My own concern with all this is that I was hoping for a new poll result to hang my regular set of electoral updates off, and didn’t get one. Here they are:

• The saga surrounding the YouTube Downfall parody aimed at Mitchell MP Alex Hawke over his feud with former Right ally and state upper house MP David Clarke has lifted a rock on preselection manoeuvres for safe Liberal state seats. Hawke-Hitler is portrayed in the video castigating himself for having backed Hills Shire councillor Andrew Jefferies to depose incumbent Wayne Merton in Baulkham Hills. The Clarke forces have been hoping the seat might instead go to Damien Tudehope, who has a not inconsiderable public profile as spokesman for the NSW Family Association – and whose son Thomas has just resigned as Malcolm Turnbull’s media adviser after being linked to the aforesaid YouTube video. The infamous episode where 40 Clarke supporters showed up at a Young Liberal branch meeting at Hawke’s office, prompting Hawke’s staff to call the police, reportedly occurred as part of efforts to secure Baulkham Hills for Tudehope. In Castle Hill, Clarke faction operative Dominic Perrottet (whose brother Charles has just resigned as Clarke’s chief-of-staff after he too was linked to the YouTube video) has been plotting to depose incumbent Michael Richardson. On the other side of the pendulum, Hawke is apparently backing another ally, state Young Liberals president Scott Farlow, for the seat of Drummoyne (which Labor’s Angela D’Amore holds by a margin of 7.6 per cent), while Clarke man Kevin Conolly hopes to again contest Riverstone, where he ran against Labor’s John Aquilina in 2007.

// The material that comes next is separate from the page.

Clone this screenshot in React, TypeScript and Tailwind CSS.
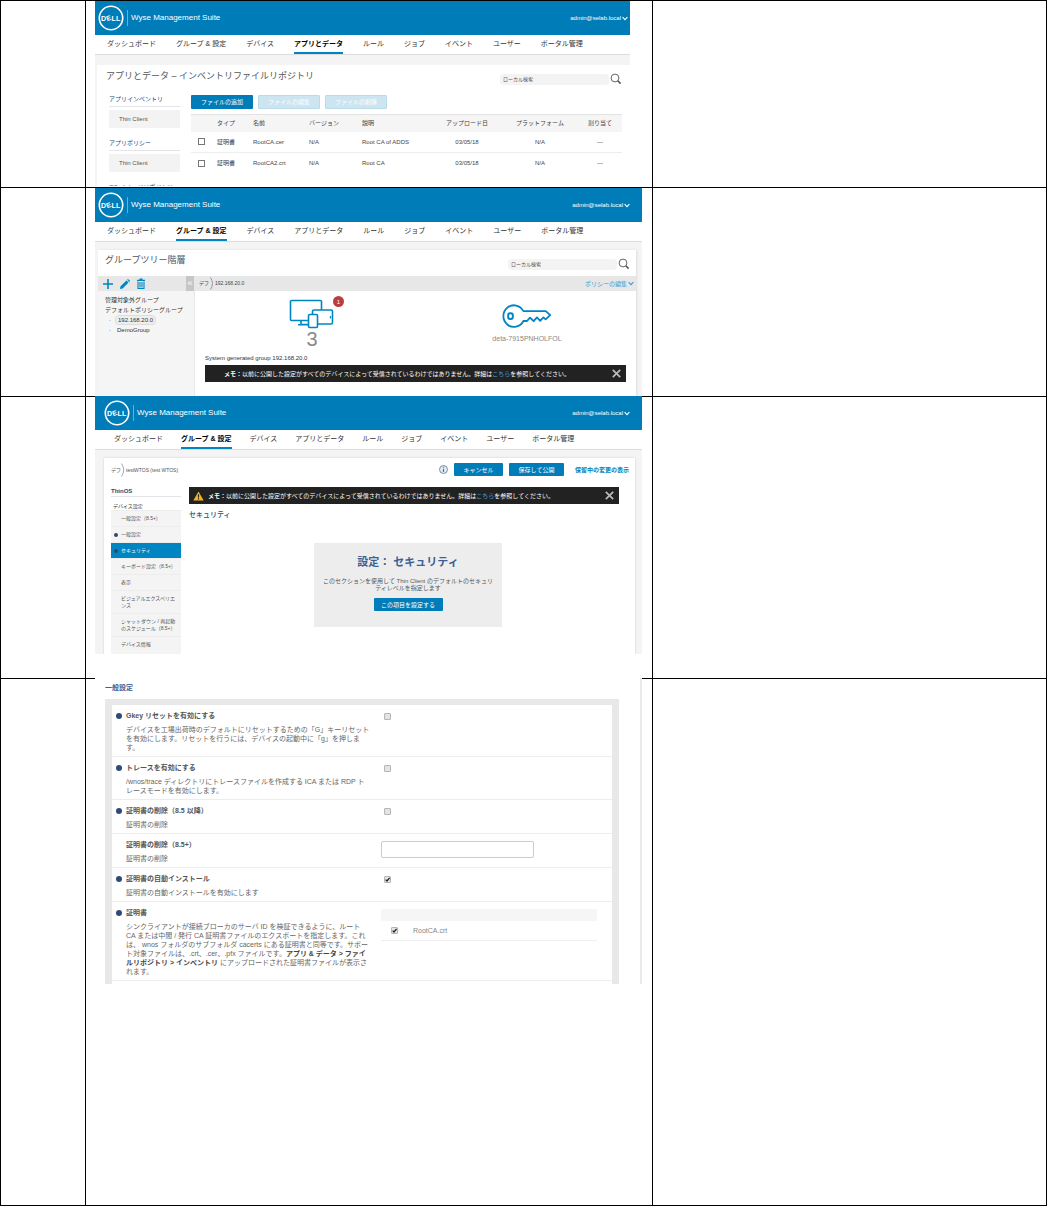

Stephanie Peatling of the Sydney Morning Herald reveals the identity of the abortive Right challenger to Philip Ruddock in Berowra: Richard Quinn, a Hunters Hill councillor. A Ruddock supporter specifically identifies Quinn’s backers as “the Taliban faction”, meaning the forces associated with David Clarke. Quinn has “now expressed interest in Bennelong”, which would put him up against former tennis player and unsuccessful Bradfield preselection aspirant John Alexander, plus another previously unheralded entrant in “businessman Mark Chan”.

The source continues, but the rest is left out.